Second, the Averting Loss of Life and Injury by Expediting SIVs (ALLIES) Act (H.R. 3985) includes several provisions to “streamline and strengthen” the Afghan SIV program – their words, not mine. It provides a one-time 8,000-visa increase to the Afghan SIV cap in order to cover all potentially eligible applicants currently in the pipeline, as well as new applicants as they apply. It also troublingly removes the requirement for a “credible sworn statement” regarding threats an applicant faces for work for or on behalf of the U.S. Government.
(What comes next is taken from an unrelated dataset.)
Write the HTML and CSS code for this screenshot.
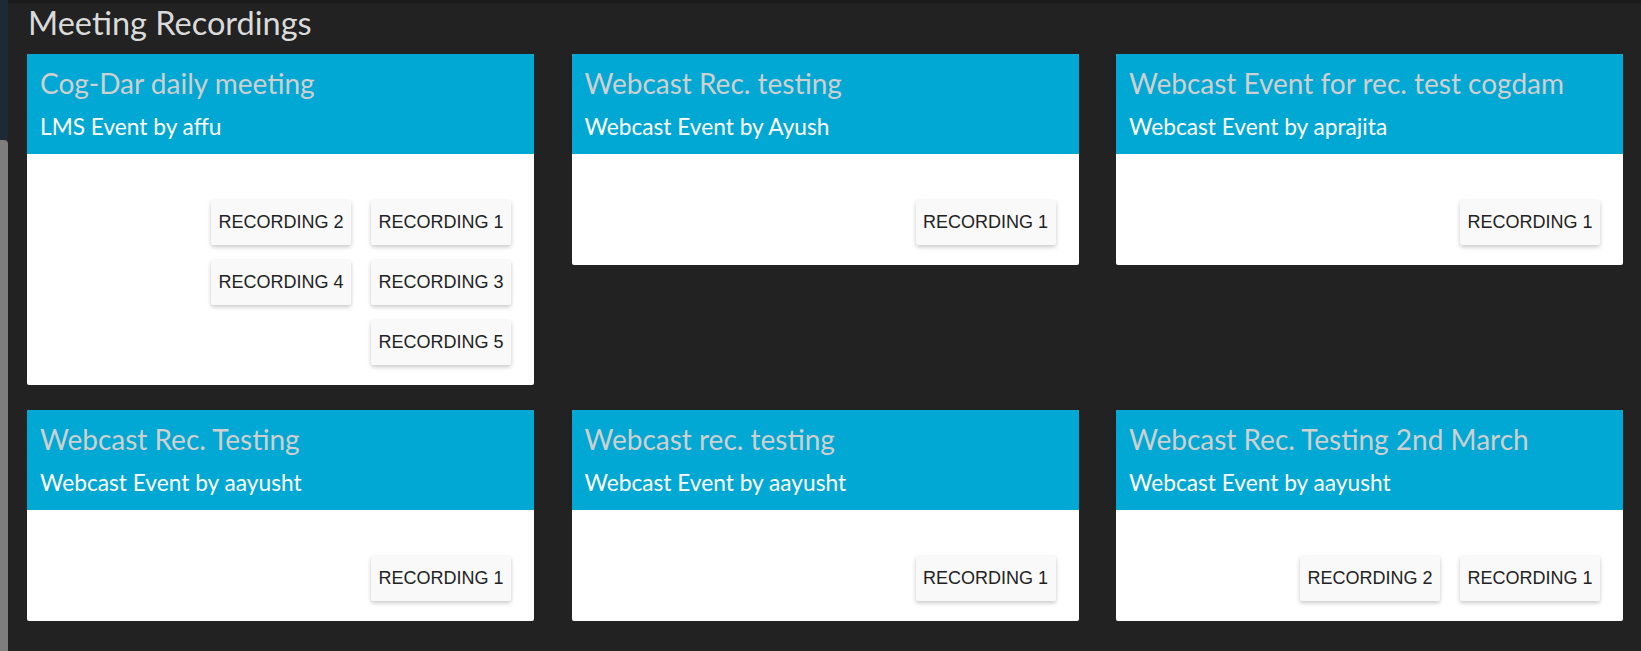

It is understandable why the current situation has elicited a sympathetic response from lawmakers on both sides of the aisle: How can we leave these those who helped us hanging? The problem is, as sweeping fraud in the parallel Iraqi SIV program makes evident, almost nothing is as it seems in either of those war-torn nations, and proper vetting can take years because even people who appear to be on the same side as you may not, in fact, be who and what they seem. Therefore, the last thing we should be doing on the SIV front is “streamlining,” which is equivalent to “accelerating” in the immigration world.

Lastly, consider how the Biden administration is currently operating when it comes to immigration. Can they be trusted to properly vet, not rubber-stamp every applicant of a risky immigration program? Their actions all across the system say otherwise.